La poesía florece en los más variados campos de la experiencia humana. Se aloja en cualquier surco, se propaga cuando las sensibilidades se hacen propicias para acogerla entre sus más discretas prendas. Fluye, inesperada, siempre que imprime su sello de autenticidad en la caricia tenue que un soplo acarrea en el advenimiento de mundos deslumbrantes. Sin la rigidez de los dogmas que ignoran la genuina revelación, evade las fronteras y anida en la gentil morada que la serenidad comparte ajena a la malicia del mercader.
El ser yucateco, concebido como un conjunto de formas de identidad colectiva, representa los matices de una expresión cultural que se extiende a lo largo de toda la península. La canción popular de Yucatán se ha nutrido de múltiples fuentes. En su vertiente literaria, recibe el influjo de poetas nacidos en distintos países, además de sus artífices vernáculos y connacionales. Entre estos últimos pueden enumerarse varios poemas que fueron adaptados como letras de canciones, aun cuando sus autores no en todos los casos tuvieron conocimiento de este hecho debido a que los creadores musicales, como otros tantos ciudadanos ilustrados, leían atentamente los versos que llegaban a sus manos y producían con ellos obras que adquirieron un nuevo valor artístico.
Por lo general se trata de autores que lograron una gran popularidad, cuyos poemas se leían y declamaban con fervor, si bien esa admiración no se prolongó con la misma amplitud en nuestros días, como consecuencia de los cambios en los gustos masivos y en las preferencias intelectuales de determinados grupos sociales.
Poetas como Antonio Plaza, Manuel M. Flores, Juan de Dios Peza, Manuel Acuña y Fernando Celada fueron algunos de ellos y, aunque hubo quienes se conocieron entre sí e incluso forjaron sólidas amistades, no supieron de la labor de los compositores yucatecos que transformaron sus textos en hermosas canciones, varias de las cuales nacieron cuando los autores de sus estrofas ya habían abandonado su estancia terrenal.
Unas de ellas figuraron en el Cancionero de 1909, al que se le dio el nombre de Chan Cil, porque este músico apreciado y bonachón aparecía en su portada. El mismo Cirilo Baqueiro Preve compuso algunas, con letras de Manuel M. Flores y Rafael de Zayas Enríquez, en tanto que Fermín Pastrana – Huay Cuuc – hizo otras con versos de Manuel Acuña y Fernando Celada (“Hojas secas” y “Nublos”, que se convirtieron en Si hay algún césped blando y Ausencias, respectivamente).

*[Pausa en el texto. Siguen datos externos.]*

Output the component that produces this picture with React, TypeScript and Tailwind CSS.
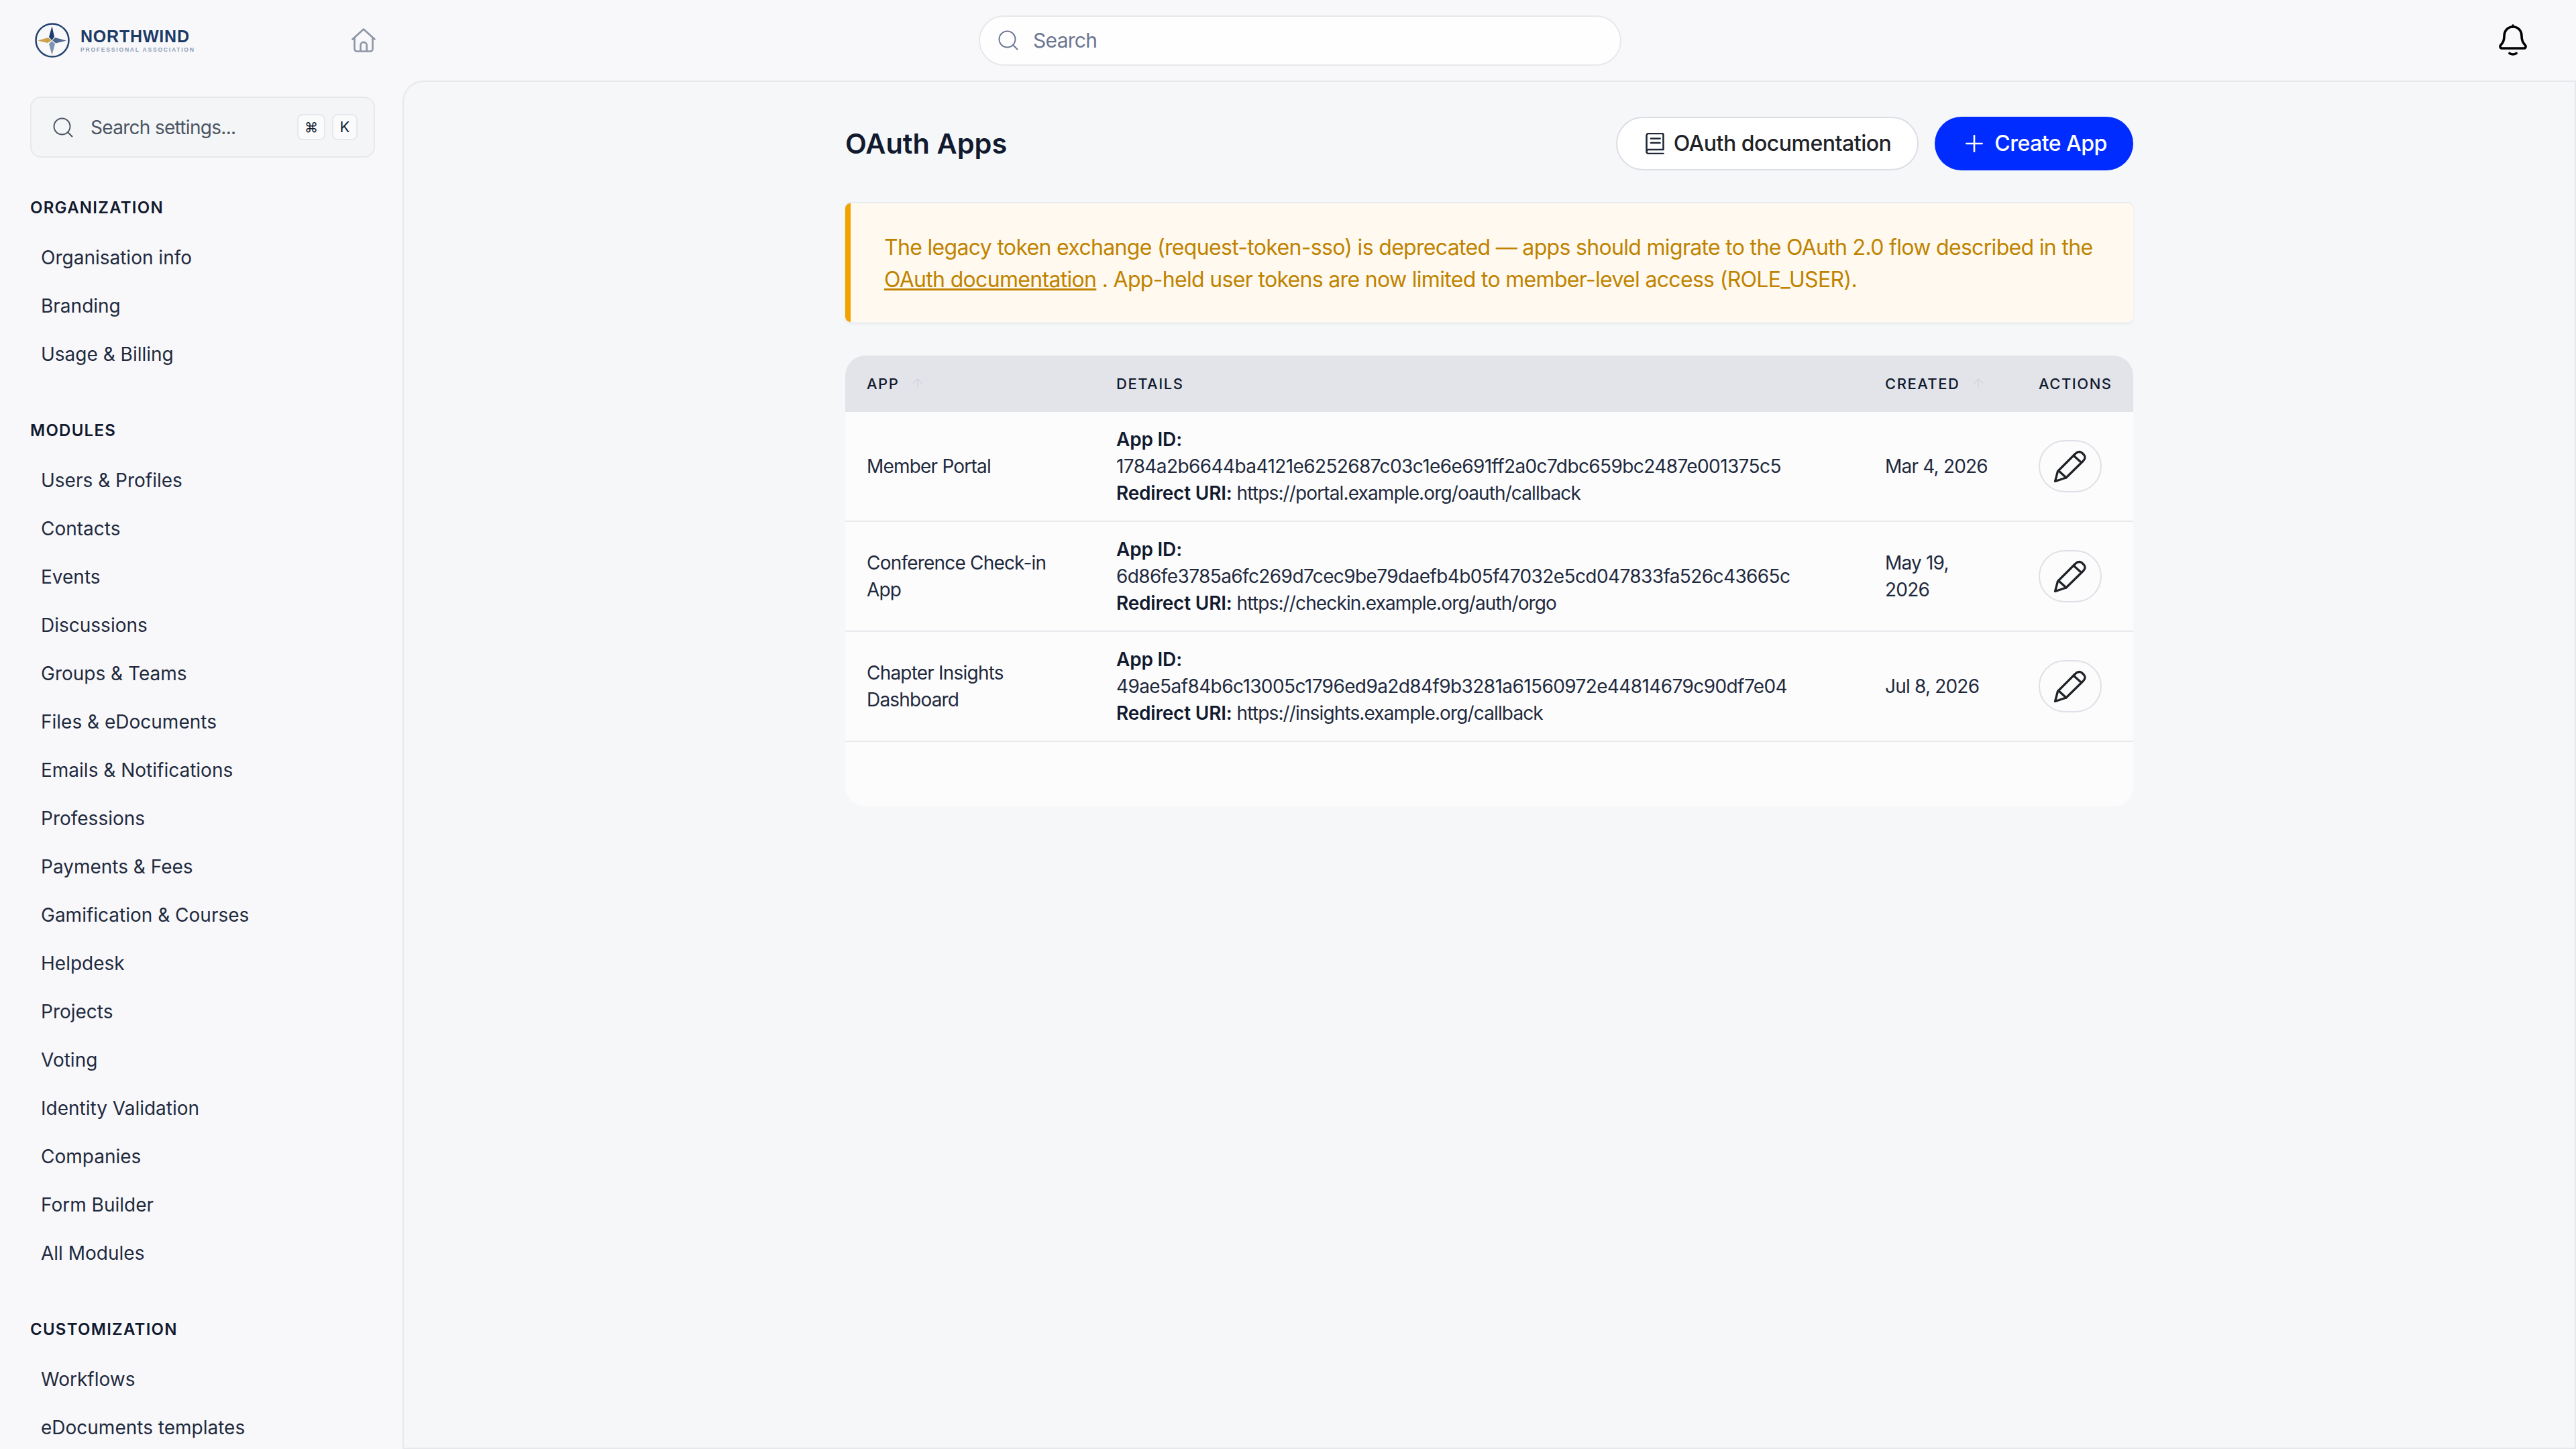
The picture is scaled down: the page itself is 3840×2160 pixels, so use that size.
import React from 'react';
import { Plus, Search, ArrowUp } from 'lucide-react';

const organization = ['Organisation info', 'Branding', 'Usage & Billing'];
const modules = [
    'Users & Profiles', 'Contacts', 'Events', 'Discussions', 'Groups & Teams', 'Files & eDocuments',
    'Emails & Notifications', 'Professions', 'Payments & Fees', 'Gamification & Courses', 'Helpdesk',
    'Projects', 'Voting', 'Identity Validation', 'Companies', 'Form Builder', 'All Modules',
];
const customization = ['Workflows', 'eDocuments templates'];

const apps = [
    {
        name: 'Member Portal',
        id: '1784a2b6644ba4121e6252687c03c1e6e691ff2a0c7dbc659bc2487e001375c5',
        uri: 'https://portal.example.org/oauth/callback',
        created: 'Mar 4, 2026',
    },
    {
        name: 'Conference Check-in App',
        id: '6d86fe3785a6fc269d7cec9be79daefb4b05f47032e5cd047833fa526c43665c',
        uri: 'https://checkin.example.org/auth/orgo',
        created: 'May 19, 2026',
    },
    {
        name: 'Chapter Insights Dashboard',
        id: '49ae5af84b6c13005c1796ed9a2d84f9b3281a61560972e44814679c90df7e04',
        uri: 'https://insights.example.org/callback',
        created: 'Jul 8, 2026',
    },
];

const Logo = () => (
    <svg width="54" height="54" viewBox="0 0 54 54" className="shrink-0">
        <circle cx="27" cy="27" r="24.5" fill="none" stroke="#24446f" strokeWidth="2.5" />
        <path d="M26.5 6 L30 22 L26 27 L22 22 Z" fill="#1d3b6b" />
        <path d="M5 27.5 L21 23 L25.5 27.5 L20 31 Z" fill="#c9a24a" />
        <path d="M48 27.5 L32 31.5 L27 27 L31 23 Z" fill="#4f6a8f" />
        <path d="M26.5 49 L22 32.5 L26.5 28 L31 32.5 Z" fill="#8094b0" />
    </svg>
);

const HomeIcon = () => (
    <svg width="36" height="36" viewBox="0 0 36 36" fill="none" stroke="#8d95a5" strokeWidth="2.6" strokeLinecap="round" strokeLinejoin="round">
        <path d="M1.5 16.5 L18 1.5 L34.5 16.5" />
        <path d="M4.5 14 V31 a3.5 3.5 0 0 0 3.5 3.5 H28 a3.5 3.5 0 0 0 3.5-3.5 V14" />
        <path d="M13.5 34 V25.5 a4.6 4.6 0 0 1 9.2 0 V34" />
    </svg>
);

const BookIcon = () => (
    <svg width="28" height="32" viewBox="0 0 28 32" fill="none" stroke="#1f2937" strokeWidth="2.6" strokeLinecap="round" strokeLinejoin="round">
        <path d="M1.5 27.5 V4 a3 3 0 0 1 3-3 H24.5 a2 2 0 0 1 2 2 V25 H4.5 a3 3 0 0 0 0 6 H26.5" />
        <path d="M8 8.5 H21.5" />
        <path d="M8 15 H21.5" />
    </svg>
);

const PencilIcon = () => (
    <svg width="48" height="48" viewBox="0 0 48 48" fill="none" stroke="#1f2327" strokeWidth="3.3" strokeLinecap="round" strokeLinejoin="round">
        <path d="M1.5 46.5 L5.5 31.5 L31.5 5.5 Q37 0.5 41.5 4 L44.5 7 Q48 11 43.5 16 L18 41 Z" />
        <path d="M7 31 L18 41" />
        <path d="M29 8 L40.5 18.5" />
    </svg>
);

const BellIcon = () => (
    <svg width="42" height="48" viewBox="0 0 42 48" fill="none" stroke="#000000" strokeWidth="3.6" strokeLinecap="round" strokeLinejoin="round">
        <path d="M21 4 C13 4 8 10 8 18 C8 25 6 28 3 31 C1 33 2 36 5 36 H37 C40 36 41 33 39 31 C36 28 34 25 34 18 C34 10 29 4 21 4 Z" />
        <path d="M21 2 V4" />
        <path d="M16 43.5 Q21 46.5 26 43.5" />
    </svg>
);

const SectionTitle: React.FC<{ title: string; className: string }> = ({ title, className }) => (
    <div className={`h-[36px] flex items-center text-[24px] font-semibold tracking-[1.25px] text-[#111a2e] ${className}`}>{title}</div>
);

const NavList: React.FC<{ items: string[] }> = ({ items }) => (
    <ul className="mt-[20px]">
        {items.map(item => (
            <li key={item} className="h-[72px] flex items-center pl-[16px] text-[28px] text-[#1f2a3d]">{item}</li>
        ))}
    </ul>
);

const Sidebar = () => (
    <aside className="w-[600px] shrink-0 pl-[45px] pr-[41px] pt-[24px] overflow-hidden">
        <div className="h-[91px] rounded-[16px] border-2 border-[#e7e8ec] bg-[#f4f5f7] flex items-center pl-[29px] pr-[24px]">
            <Search size={36} strokeWidth={1.3} className="text-[#4b5563] shrink-0" />
            <span className="ml-[23px] text-[28px] tracking-[-0.7px] text-[#4b5563]">Search settings...</span>
            <div className="ml-auto flex gap-[10px]">
                <kbd className="w-[42px] h-[39px] rounded-[8px] border-2 border-[#e7e8ec] bg-[#fbfbfc] flex items-center justify-center text-[20px] text-[#111a2e] font-[inherit]">⌘</kbd>
                <kbd className="w-[38px] h-[39px] rounded-[8px] border-2 border-[#e7e8ec] bg-[#fbfbfc] flex items-center justify-center text-[22px] text-[#111a2e] font-[inherit]">K</kbd>
            </div>
        </div>
        <SectionTitle title="ORGANIZATION" className="mt-[57px]" />
        <NavList items={organization} />
        <SectionTitle title="MODULES" className="mt-[60px]" />
        <NavList items={modules} />
        <SectionTitle title="CUSTOMIZATION" className="mt-[60px]" />
        <NavList items={customization} />
    </aside>
);

const App: React.FC = () => {
    return (
        <div className="w-[3840px] h-[2160px] overflow-hidden flex flex-col bg-[#f8f8fb] font-['Inter',sans-serif] text-[#1f2a3d]">
            <header className="h-[120px] shrink-0 flex items-center">
                <div className="w-[600px] shrink-0 pl-[51px] pr-[40px] flex items-center">
                    <Logo />
                    <div className="ml-[15px] font-['Liberation_Sans',sans-serif]">
                        <div className="text-[25px] leading-[28px] font-bold tracking-[0.8px] text-[#1c3a66]">NORTHWIND</div>
                        <div className="text-[8.6px] leading-[12px] font-bold tracking-[1.75px] text-[#8b9bb3] whitespace-nowrap">PROFESSIONAL ASSOCIATION</div>
                    </div>
                    <div className="ml-auto"><HomeIcon /></div>
                </div>
                <div className="ml-[859px] w-[958px] h-[75px] rounded-full border-2 border-[#e7e8ec] bg-[#fefefe] flex items-center pl-[24px]">
                    <Search size={36} strokeWidth={1.3} className="text-[#6b7690]" />
                    <span className="ml-[19px] text-[30px] tracking-[-0.7px] text-[#6b7690]">Search</span>
                </div>
                <div className="ml-auto mr-[73px]"><BellIcon /></div>
            </header>
            <div className="flex-1 flex min-h-0">
                <Sidebar />
                <main className="flex-1 rounded-tl-[32px] border-2 border-[#e7e8ec] bg-[#f6f7f9] pt-[52px]">
                    <div className="w-[1920px] mx-auto">
                        <div className="flex items-center justify-between">
                            <h1 className="text-[41.5px] font-semibold text-[#111a2e]">OAuth Apps</h1>
                            <div className="flex gap-[24px]">
                                <button className="h-[80px] w-[451px] pl-[3px] rounded-full border-2 border-[#dcdee5] bg-white flex items-center justify-center gap-[14px] text-[32px] font-medium tracking-[-0.5px] text-[#1f2327]">
                                    <BookIcon />
                                    OAuth documentation
                                </button>
                                <button className="h-[80px] w-[296px] rounded-full bg-[#002cff] flex items-center justify-center gap-[10px] text-[32px] font-medium tracking-[-0.5px] text-white">
                                    <Plus size={40} strokeWidth={1.6} />
                                    Create App
                                </button>
                            </div>
                        </div>
                        <div className="mt-[49px] h-[177px] pt-[2px] rounded-[8px] border-l-[8px] border-[#f0a400] bg-[#fff9ef] shadow-[0_-2px_0_0_#e8eaef,0_0_0_1px_#f0f1f4,0_3px_4px_rgba(0,0,0,0.05)] pl-[50px] pr-[40px] flex flex-col justify-center text-[32px] leading-[48px] tracking-[-0.68px] text-[#bf8300]">
                            <p>
                                The legacy token exchange (request-token-sso) is deprecated — apps should migrate to the OAuth 2.0 flow described in the{' '}
                                <span className="underline">OAuth documentation</span> . App-held user tokens are now limited to member-level access (ROLE_USER).
                            </p>
                        </div>
                        <div className="mt-[50px] rounded-[30px] overflow-hidden bg-[#fcfcfd] pb-[96px]">
                            <table className="w-full table-fixed border-collapse text-left text-[28px] leading-[40px] tracking-[-0.8px]">
                                <colgroup>
                                    <col className="w-[372px]" />
                                    <col className="w-[1146px]" />
                                    <col className="w-[230px]" />
                                    <col className="w-[172px]" />
                                </colgroup>
                                <thead>
                                    <tr className="h-[84px] bg-[#e2e4e9] text-[22px] font-medium tracking-[1.5px] text-[#111a2e]">
                                        <th className="px-[32px] font-medium">
                                            <span className="flex items-center gap-[16px]">APP <ArrowUp size={24} strokeWidth={1.4} className="text-[#d3d6dc]" /></span>
                                        </th>
                                        <th className="px-[32px] font-medium">DETAILS</th>
                                        <th className="px-[32px] font-medium">
                                            <span className="flex items-center gap-[16px]">CREATED <ArrowUp size={24} strokeWidth={1.4} className="text-[#d3d6dc]" /></span>
                                        </th>
                                        <th className="pl-[31px] font-medium">ACTIONS</th>
                                    </tr>
                                </thead>
                                <tbody>
                                    {apps.map(app => (
                                        <tr key={app.id} className="border-b-2 border-[#e9eaee]">
                                            <td className="px-[32px] py-[21px]">{app.name}</td>
                                            <td className="px-[32px] py-[21px]">
                                                <div className="font-semibold tracking-[-0.2px] text-[#111a2e]">App ID:</div>
                                                <div className="tracking-[-0.6px]">{app.id}</div>
                                                <div><span className="font-semibold tracking-[-0.2px] text-[#111a2e]">Redirect URI:</span> <span className="tracking-[-0.87px]">{app.uri}</span></div>
                                            </td>
                                            <td className="px-[32px] py-[21px]">{app.created}</td>
                                            <td className="pl-[31px] py-[21px]">
                                                <button className="w-[94px] h-[78px] rounded-full border-2 border-[#dde0e6] flex items-center justify-center">
                                                    <PencilIcon />
                                                </button>
                                            </td>
                                        </tr>
                                    ))}
                                </tbody>
                            </table>
                        </div>
                    </div>
                </main>
            </div>
        </div>
    );
};

export default App;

Ricardo Palmerín puso música a un poema del veracruzano José Peón del Valle (hijo de José Peón y Contreras) y a otro del tabasqueño Arcadio Zentella; Guty Cárdenas a algunos poemas de Antonio Plaza, de cuyo Álbum del corazón surgieron otras canciones yucatecas. Pepe Domínguez compuso en 1926 la música de “El día que me quieras”, del libro póstumo de Amado Nervo titulado El arquero divino (1919). Manuel Esperón hizo otra versión musical del mismo poema que Jorge Negrete interpretó con singular gallardía. Igualmente inspiró el tango homónimo de Carlos Gardel y Alfredo Le Pera. Otros de Nervo, extraídos de su poemario Perlas negras, fueron musicalizados por Pepe Martínez y Carlos Salazar.
“Costeña”, de Juan de Dios Peza, pasó a conocerse musicalmente como Estatua de Venus por obra de Marcial Cervera Buenfil. Gonzalo R. de la Gala realizó una composición musical para “Ojos verdes” de Salvador Díaz Mirón.
Entre palabras y acordes, los hasta aquí mencionados son solo algunos ejemplos de una lista que se hace más larga y enlaza virtuosamente con poetas mexicanos del siglo XX como Jaime Sabines y Carlos Pellicer, algunos de cuyos versos adquirieron nuevos tonos de la mano de Guadalupe Trigo y Maricarmen Pérez. Así, “Vamos a cantar”, de Sabines, tiene una versión musical de Maricarmen y otra del veracruzano David Haro, quien también ha puesto música a poemas de Ramón López Velarde.
De este modo, las Musas presiden el reencuentro de la Patria con sus hijos. Aunque su suelo clame, doliente, entre el fuego y la cicatriz que lo calcinan.